Till we have discovered the clue that should enable us to unravel the labyrinth of the human mind, it is with small hopes of success that we should expect to settle the external indications, and decide that this sort of form and appearance, and that class of character, will always be found together.
But it is not to be wondered at, that these disorderly fragments of a shapeless science should become the special favourites of the idle and the arrogant. Every man (and every woman), however destitute of real instruction, and unfitted for the investigation of the deep or the sublime mysteries of our nature, can use his eyes and his hands.
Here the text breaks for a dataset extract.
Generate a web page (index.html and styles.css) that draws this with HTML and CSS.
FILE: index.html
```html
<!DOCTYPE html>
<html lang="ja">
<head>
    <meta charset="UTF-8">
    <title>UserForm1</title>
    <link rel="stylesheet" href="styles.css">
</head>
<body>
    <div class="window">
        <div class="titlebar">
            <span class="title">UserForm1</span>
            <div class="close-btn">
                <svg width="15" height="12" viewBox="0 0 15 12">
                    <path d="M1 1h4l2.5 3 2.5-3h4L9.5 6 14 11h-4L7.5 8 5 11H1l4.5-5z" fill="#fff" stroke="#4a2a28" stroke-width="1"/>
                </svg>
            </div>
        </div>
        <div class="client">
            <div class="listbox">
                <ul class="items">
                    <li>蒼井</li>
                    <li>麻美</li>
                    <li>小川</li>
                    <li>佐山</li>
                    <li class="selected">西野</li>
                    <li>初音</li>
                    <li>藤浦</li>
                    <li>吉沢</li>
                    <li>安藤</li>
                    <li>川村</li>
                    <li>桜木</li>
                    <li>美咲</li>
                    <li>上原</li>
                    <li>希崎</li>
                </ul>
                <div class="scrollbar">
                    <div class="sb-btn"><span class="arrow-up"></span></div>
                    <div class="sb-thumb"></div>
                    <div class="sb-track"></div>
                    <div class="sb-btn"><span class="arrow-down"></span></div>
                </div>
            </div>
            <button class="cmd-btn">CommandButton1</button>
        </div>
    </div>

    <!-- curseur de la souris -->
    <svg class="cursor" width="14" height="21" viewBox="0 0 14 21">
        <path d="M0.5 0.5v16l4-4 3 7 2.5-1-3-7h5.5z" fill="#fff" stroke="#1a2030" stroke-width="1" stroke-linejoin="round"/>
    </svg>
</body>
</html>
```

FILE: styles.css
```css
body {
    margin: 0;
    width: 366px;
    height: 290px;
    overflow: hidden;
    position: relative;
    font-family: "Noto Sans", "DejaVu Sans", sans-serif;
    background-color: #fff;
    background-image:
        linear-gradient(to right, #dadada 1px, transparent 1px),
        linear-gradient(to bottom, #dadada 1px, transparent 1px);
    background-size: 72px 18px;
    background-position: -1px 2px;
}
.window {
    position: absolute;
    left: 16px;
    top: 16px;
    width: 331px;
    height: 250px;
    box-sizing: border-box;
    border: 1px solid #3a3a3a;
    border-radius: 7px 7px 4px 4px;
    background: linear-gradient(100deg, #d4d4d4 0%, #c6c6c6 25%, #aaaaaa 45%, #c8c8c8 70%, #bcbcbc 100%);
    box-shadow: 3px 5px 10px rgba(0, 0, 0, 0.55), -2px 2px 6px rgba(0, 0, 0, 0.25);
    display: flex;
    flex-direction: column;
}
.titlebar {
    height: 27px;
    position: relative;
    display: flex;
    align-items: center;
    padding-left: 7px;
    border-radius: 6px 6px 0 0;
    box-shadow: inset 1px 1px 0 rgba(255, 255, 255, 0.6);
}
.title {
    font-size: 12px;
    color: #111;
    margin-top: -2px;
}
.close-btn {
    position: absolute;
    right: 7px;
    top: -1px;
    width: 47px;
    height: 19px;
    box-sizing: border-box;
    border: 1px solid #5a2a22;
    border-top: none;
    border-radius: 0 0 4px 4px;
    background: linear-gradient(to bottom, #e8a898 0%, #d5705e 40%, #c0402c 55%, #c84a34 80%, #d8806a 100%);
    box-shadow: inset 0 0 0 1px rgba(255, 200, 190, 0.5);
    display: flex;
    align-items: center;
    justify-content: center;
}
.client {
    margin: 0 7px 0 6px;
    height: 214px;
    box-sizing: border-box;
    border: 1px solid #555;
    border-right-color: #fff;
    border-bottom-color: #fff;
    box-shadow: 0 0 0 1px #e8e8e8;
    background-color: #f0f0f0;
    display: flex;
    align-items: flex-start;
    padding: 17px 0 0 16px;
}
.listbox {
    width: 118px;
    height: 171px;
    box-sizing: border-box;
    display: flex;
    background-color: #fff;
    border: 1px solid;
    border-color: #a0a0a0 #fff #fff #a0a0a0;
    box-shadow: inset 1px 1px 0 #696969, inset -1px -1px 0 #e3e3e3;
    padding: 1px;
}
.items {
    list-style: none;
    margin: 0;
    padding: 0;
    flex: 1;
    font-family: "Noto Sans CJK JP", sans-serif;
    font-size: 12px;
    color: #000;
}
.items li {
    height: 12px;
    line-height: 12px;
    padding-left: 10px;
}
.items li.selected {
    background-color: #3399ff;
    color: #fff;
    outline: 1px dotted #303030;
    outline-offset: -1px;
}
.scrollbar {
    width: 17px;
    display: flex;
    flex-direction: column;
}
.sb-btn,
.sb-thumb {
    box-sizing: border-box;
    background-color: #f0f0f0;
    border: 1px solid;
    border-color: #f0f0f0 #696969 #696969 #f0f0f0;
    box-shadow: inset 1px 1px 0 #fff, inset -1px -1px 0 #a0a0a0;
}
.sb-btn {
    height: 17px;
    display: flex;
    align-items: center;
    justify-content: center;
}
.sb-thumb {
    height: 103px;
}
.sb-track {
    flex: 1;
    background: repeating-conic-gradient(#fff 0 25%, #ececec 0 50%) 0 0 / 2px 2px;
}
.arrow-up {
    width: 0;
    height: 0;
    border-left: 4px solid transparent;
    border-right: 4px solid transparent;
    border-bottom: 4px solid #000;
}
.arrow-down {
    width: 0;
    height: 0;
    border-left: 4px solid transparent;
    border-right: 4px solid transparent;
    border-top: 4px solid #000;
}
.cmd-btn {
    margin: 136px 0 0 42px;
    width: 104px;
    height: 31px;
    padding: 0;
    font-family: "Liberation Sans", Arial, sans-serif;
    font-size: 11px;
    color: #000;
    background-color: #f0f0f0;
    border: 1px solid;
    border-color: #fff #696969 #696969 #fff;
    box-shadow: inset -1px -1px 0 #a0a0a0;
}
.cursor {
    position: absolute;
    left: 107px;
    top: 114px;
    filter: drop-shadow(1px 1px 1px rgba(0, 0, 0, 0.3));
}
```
The whole boundless congregation of mankind, with its everlasting varieties, is thus at once subjected to the sentence of every pretender:
And fools rush in, where angels fear to tread.
Nothing is more delightful to the headlong and presumptuous, than thus to sit in judgment on their betters, and pronounce ex cathedra on those, "whose shoe-latchet they are not worthy to stoop down and unloose." I remember, after lord George Gordon's riots, eleven persons accused were set down in one indictment for their lives, and given in charge to one jury. But this is a mere shadow, a nothing, compared with the wholesale and indiscriminating judgment of the vulgar phrenologist.